Craig: Every piece is necessary, which is exciting, because then you realize, okay, we’re building a plot chain. The weakest link will break the whole thing. As a writer, you’re really forced to ask, do I need this link in the chain, what’s the best way to write it, etc.
John: I [inaudible 00:19:55] out some I think characteristics of the kind of quests that we’re talking about. I’ll start with saying they’re not the hero’s primary goal. They didn’t dream of this quest their entire life. It’s not fundamental to them. It’s more like finding the phone you left in a car, that is a side quest. Not a side quest would be winning an Olympic medal. They’re just completely different scales of things that are not fundamental to the character’s sense of who they are as a person.
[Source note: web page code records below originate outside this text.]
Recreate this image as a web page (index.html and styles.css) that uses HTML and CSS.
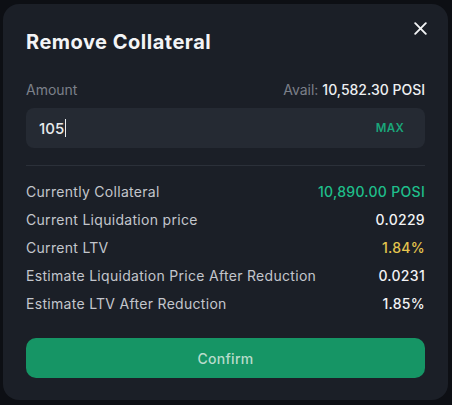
FILE: index.html
```html
<!DOCTYPE html>
<html>
<head>
<meta charset="utf-8">
<link rel="stylesheet" href="styles.css">
</head>
<body>
<div class="backdrop">
  <div class="modal">
    <div class="header">
      <h1 class="title">Remove Collateral</h1>
      <button class="close" aria-label="Close">
        <svg width="13" height="13" viewBox="0 0 13 13"><path d="M1.2 1.2 L11.8 11.8 M11.8 1.2 L1.2 11.8" stroke="#f2f3f5" stroke-width="1.9" stroke-linecap="round"/></svg>
      </button>
    </div>
    <div class="amount-row">
      <span class="muted">Amount</span>
      <span class="muted">Avail: <span class="strong">10,582.30 POSI</span></span>
    </div>
    <div class="input">
      <span class="value">105<span class="caret"></span></span>
      <span class="max">MAX</span>
    </div>
    <div class="divider"></div>
    <div class="rows">
      <div class="row"><span>Currently Collateral</span><span class="green">10,890.00 POSI</span></div>
      <div class="row"><span>Current Liquidation price</span><span class="white">0.0229</span></div>
      <div class="row"><span>Current LTV</span><span class="yellow">1.84%</span></div>
      <div class="row"><span>Estimate Liquidation Price After Reduction</span><span class="white">0.0231</span></div>
      <div class="row"><span>Estimate LTV After Reduction</span><span class="white">1.85%</span></div>
    </div>
    <button class="confirm">Confirm</button>
  </div>
</div>
</body>
</html>
```
FILE: styles.css
```css
* { box-sizing: border-box; }
html, body { margin: 0; padding: 0; }
body {
  width: 452px; height: 405px;
  background: #0d0f14;
  font-family: "Inter", "Liberation Sans", sans-serif;
  overflow: hidden;
}
.backdrop {
  padding: 4px 4px 5px 3px;
  height: 405px;
}
.modal {
  background: #1b1f27;
  border-radius: 16px;
  height: 396px;
  padding: 0 23px 0 23px;
  display: flex;
  flex-direction: column;
}
.header {
  display: flex;
  justify-content: space-between;
  align-items: flex-start;
  height: 67px;
}
.title {
  margin: 26px 0 0 0;
  font-size: 20px;
  font-weight: 700;
  color: #f3f4f6;
  letter-spacing: 0.5px;
}
.close {
  background: none; border: 0; padding: 0;
  margin: 18px -2px 0 0;
  width: 13px; height: 13px;
  display: flex;
}
.amount-row {
  display: flex;
  justify-content: space-between;
  font-size: 14px;
  height: 36px;
  padding-top: 10px;
  line-height: 18px;
}
.muted { color: #7b808a; }
.strong { color: #eef0f2; font-weight: 500; }
.input {
  height: 40px;
  background: #252a33;
  border-radius: 8px;
  display: flex;
  align-items: center;
  justify-content: space-between;
  padding: 0 21px 0 13px;
  margin-top: 1px;
}
.value {
  color: #e8eaed;
  font-size: 15px;
  font-weight: 500;
  display: flex;
  align-items: center;
}
.caret {
  display: inline-block;
  width: 1px; height: 18px;
  background: #e8eaed;
  margin-left: 1px;
}
.max {
  color: #1aa67a;
  font-size: 11.5px;
  font-weight: 600;
  letter-spacing: 0.3px;
}
.divider {
  height: 1px;
  background: #2b3039;
  margin-top: 17px;
}
.rows {
  display: flex;
  flex-direction: column;
  margin-top: 16px;
}
.row {
  display: flex;
  justify-content: space-between;
  height: 28px;
  line-height: 20px;
  font-size: 14px;
  letter-spacing: 0.3px;
  color: #c3c6cc;
}
.green { color: #1fbf8b; font-weight: 500; }
.white { color: #f2f3f5; font-weight: 500; }
.yellow { color: #e5c54e; font-weight: 500; }
.confirm {
  margin-top: 16px;
  height: 40px;
  border: 0;
  border-radius: 10px;
  background: #169565;
  color: #b9dccb;
  font-family: inherit;
  font-size: 14px;
  font-weight: 500;
  letter-spacing: 0.3px;
}
```
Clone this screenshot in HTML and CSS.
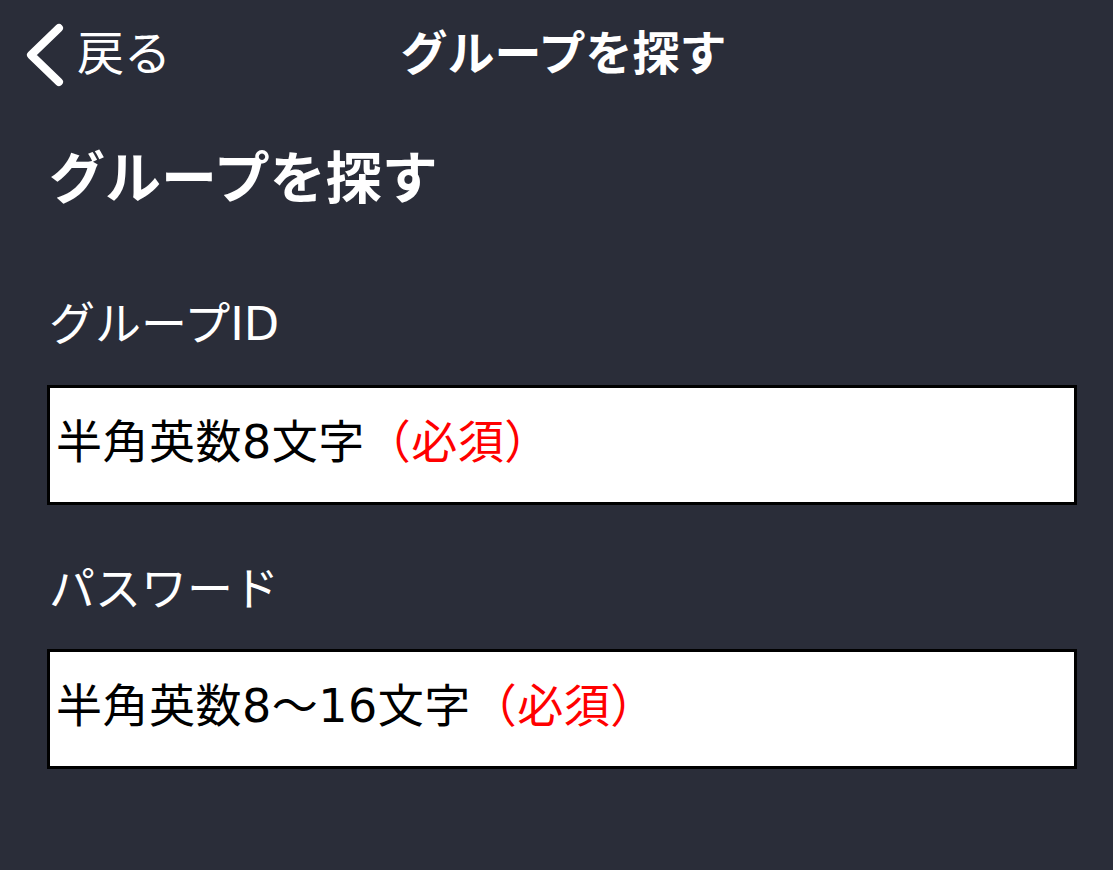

Craig: Like I said, we have a certain, I don’t know, ability to think big. Once we establish the big thing, yeah, we need to limit the scope of what we’re doing. Otherwise, there’s just no other way to do it. These little, you can call them mini quests, they concretize the plan. They also reinforce the magic trick that we try and pull early on, which is to suggest to the main character this won’t be hard.
John: Yes, for sure.
Craig: It’s no big deal. Let’s all relax. All we have to do is get to this. In The Hangover it’s like, “Guys, don’t worry. We’ll figure it out. Let’s just get in the car and go.” Then a cop car pulls up. Now we have a real problem. Now we have to engage in an actual substantive quest to further this. You want to start with little, simple things like, let’s just get the car.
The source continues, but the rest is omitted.